■ Task description: From the listing below, pick out each line with the word "screenshot".

■ Exercise data:
--- begin ---

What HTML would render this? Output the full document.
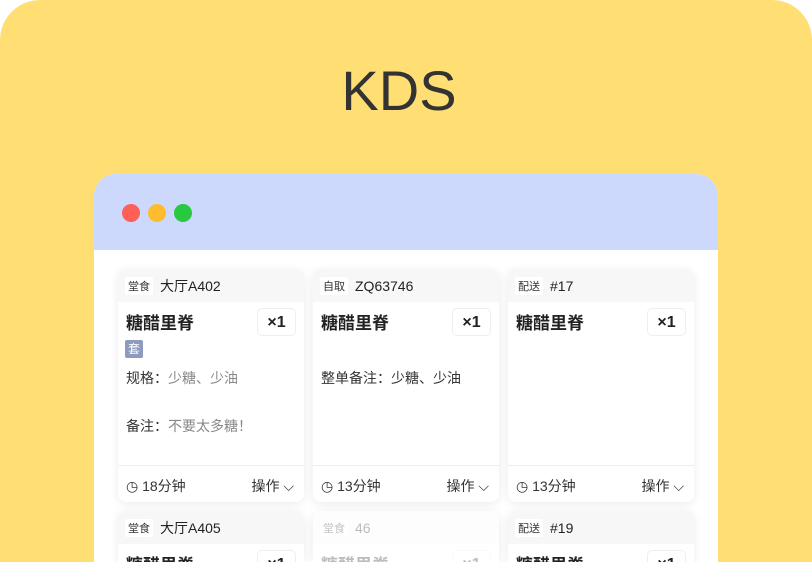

--- end ---
--- begin ---

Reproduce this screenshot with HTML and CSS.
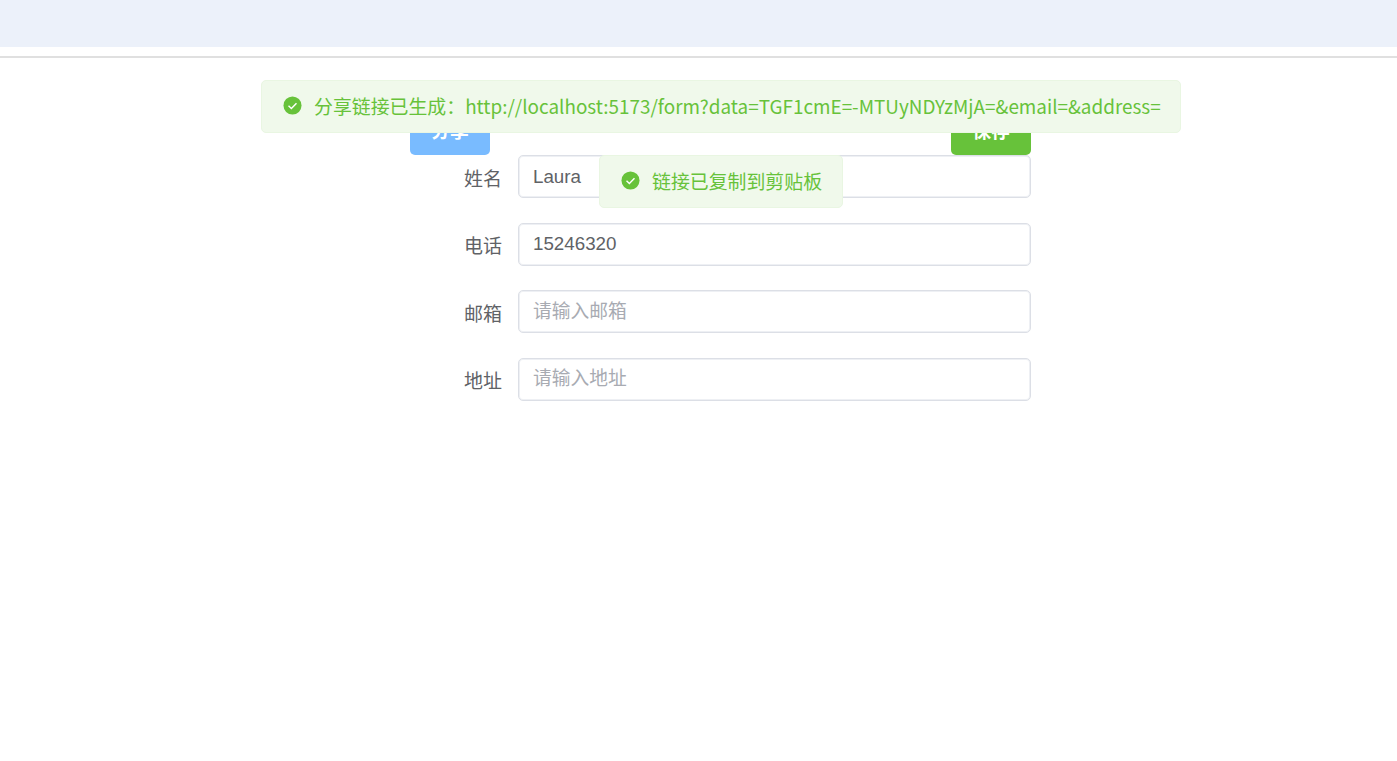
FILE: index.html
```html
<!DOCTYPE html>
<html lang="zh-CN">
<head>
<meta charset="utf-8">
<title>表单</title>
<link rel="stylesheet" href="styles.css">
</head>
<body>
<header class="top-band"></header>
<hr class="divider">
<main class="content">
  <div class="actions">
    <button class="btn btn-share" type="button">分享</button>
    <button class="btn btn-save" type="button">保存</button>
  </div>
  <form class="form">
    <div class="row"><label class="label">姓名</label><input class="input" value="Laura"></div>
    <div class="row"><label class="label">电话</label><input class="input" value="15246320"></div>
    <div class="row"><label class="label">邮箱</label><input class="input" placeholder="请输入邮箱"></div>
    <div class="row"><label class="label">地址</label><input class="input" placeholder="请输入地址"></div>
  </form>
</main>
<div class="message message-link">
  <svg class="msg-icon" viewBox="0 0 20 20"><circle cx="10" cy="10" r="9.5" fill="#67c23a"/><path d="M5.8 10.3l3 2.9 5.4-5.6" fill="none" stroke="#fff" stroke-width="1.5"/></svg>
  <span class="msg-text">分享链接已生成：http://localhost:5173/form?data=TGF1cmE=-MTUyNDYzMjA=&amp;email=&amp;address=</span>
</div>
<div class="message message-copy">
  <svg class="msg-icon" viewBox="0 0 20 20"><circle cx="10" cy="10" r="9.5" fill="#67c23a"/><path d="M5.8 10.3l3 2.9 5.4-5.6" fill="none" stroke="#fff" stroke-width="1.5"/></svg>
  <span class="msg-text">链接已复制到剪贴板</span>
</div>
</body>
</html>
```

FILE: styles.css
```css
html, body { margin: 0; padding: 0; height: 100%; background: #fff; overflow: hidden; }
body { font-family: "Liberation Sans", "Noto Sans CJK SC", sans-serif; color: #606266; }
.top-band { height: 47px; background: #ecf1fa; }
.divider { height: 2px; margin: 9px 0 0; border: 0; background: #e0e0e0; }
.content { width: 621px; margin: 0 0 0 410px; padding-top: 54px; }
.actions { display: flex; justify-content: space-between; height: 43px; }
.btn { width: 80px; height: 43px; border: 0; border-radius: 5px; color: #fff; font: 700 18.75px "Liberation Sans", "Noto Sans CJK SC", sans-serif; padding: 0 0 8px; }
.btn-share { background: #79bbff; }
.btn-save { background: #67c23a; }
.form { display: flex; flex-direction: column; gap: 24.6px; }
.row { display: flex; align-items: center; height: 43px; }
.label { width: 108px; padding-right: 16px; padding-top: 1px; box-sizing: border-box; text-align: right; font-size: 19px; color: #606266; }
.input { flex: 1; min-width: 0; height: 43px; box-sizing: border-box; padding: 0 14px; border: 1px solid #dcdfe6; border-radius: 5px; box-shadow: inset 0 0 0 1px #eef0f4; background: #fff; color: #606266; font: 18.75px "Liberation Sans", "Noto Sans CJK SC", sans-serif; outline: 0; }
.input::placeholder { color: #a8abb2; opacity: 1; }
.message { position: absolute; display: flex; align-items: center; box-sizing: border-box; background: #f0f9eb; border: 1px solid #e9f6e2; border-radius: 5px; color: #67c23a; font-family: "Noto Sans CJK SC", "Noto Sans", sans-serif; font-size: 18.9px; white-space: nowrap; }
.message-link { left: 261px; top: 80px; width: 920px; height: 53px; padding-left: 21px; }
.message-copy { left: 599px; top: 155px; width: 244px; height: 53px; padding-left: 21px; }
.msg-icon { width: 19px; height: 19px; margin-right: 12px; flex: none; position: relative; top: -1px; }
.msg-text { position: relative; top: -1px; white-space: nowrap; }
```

--- end ---
--- begin ---

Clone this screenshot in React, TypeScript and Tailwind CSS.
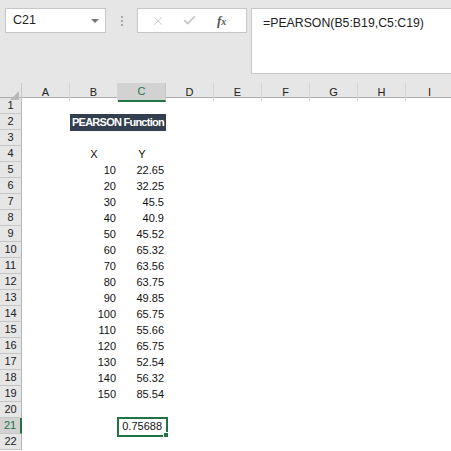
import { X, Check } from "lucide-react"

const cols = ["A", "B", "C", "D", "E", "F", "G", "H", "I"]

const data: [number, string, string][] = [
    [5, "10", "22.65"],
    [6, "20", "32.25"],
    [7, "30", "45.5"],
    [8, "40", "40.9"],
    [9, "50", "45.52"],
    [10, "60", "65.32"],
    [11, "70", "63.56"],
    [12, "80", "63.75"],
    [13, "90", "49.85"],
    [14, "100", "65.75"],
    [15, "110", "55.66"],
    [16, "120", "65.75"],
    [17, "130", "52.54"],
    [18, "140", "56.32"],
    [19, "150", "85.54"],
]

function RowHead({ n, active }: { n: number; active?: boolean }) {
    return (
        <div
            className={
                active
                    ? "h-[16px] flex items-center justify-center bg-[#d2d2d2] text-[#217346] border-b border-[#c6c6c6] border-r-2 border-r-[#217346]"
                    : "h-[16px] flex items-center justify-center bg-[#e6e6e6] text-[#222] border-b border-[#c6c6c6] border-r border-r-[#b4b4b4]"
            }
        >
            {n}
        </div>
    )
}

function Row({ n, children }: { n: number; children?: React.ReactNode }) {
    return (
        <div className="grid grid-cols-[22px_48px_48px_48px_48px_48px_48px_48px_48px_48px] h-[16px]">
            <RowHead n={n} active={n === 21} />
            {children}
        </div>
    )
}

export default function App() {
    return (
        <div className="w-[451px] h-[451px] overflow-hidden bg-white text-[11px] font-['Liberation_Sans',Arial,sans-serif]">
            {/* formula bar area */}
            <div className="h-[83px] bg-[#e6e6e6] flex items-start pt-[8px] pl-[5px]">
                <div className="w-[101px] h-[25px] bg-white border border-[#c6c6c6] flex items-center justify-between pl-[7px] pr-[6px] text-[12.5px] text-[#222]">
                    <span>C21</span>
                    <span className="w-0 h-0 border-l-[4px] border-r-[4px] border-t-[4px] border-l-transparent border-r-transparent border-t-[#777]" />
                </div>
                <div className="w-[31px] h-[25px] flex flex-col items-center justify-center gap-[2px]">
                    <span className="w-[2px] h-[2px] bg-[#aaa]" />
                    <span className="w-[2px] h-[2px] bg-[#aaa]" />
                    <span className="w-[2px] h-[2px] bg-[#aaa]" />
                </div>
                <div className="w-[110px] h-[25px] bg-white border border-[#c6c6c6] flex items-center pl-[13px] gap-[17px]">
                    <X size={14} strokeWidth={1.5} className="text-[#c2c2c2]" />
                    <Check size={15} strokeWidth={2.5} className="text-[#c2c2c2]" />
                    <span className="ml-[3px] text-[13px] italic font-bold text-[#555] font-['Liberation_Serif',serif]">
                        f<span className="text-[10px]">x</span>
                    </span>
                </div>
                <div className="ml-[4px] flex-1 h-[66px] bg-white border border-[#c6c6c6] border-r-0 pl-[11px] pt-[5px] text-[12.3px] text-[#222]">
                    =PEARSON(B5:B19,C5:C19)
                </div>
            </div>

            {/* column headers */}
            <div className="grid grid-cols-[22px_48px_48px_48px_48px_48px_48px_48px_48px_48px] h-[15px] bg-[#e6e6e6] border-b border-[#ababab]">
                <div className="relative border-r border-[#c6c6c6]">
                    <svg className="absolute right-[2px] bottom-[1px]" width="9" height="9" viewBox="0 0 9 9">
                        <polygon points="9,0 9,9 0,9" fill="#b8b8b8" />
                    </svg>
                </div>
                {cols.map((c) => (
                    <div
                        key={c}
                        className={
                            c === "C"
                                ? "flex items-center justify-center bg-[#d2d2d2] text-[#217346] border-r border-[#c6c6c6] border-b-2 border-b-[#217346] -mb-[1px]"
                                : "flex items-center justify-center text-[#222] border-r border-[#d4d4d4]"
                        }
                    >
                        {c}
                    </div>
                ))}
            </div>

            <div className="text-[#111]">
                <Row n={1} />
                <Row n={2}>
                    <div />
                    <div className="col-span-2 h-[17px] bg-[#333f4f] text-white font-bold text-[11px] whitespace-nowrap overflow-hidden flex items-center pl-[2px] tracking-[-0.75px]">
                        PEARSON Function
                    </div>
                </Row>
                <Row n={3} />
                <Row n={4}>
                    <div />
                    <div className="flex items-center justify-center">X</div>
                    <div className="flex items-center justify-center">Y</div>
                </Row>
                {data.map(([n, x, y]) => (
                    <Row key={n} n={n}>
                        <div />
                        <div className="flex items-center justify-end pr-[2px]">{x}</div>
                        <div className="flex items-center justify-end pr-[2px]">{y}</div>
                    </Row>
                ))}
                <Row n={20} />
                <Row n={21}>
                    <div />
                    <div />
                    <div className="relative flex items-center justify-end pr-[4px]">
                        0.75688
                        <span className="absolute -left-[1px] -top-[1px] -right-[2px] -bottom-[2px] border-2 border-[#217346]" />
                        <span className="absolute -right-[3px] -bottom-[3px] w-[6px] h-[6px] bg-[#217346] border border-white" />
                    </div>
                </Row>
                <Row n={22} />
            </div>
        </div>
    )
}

--- end ---

■ Exercise response:
Reproduce this screenshot with HTML and CSS.
Clone this screenshot in React, TypeScript and Tailwind CSS.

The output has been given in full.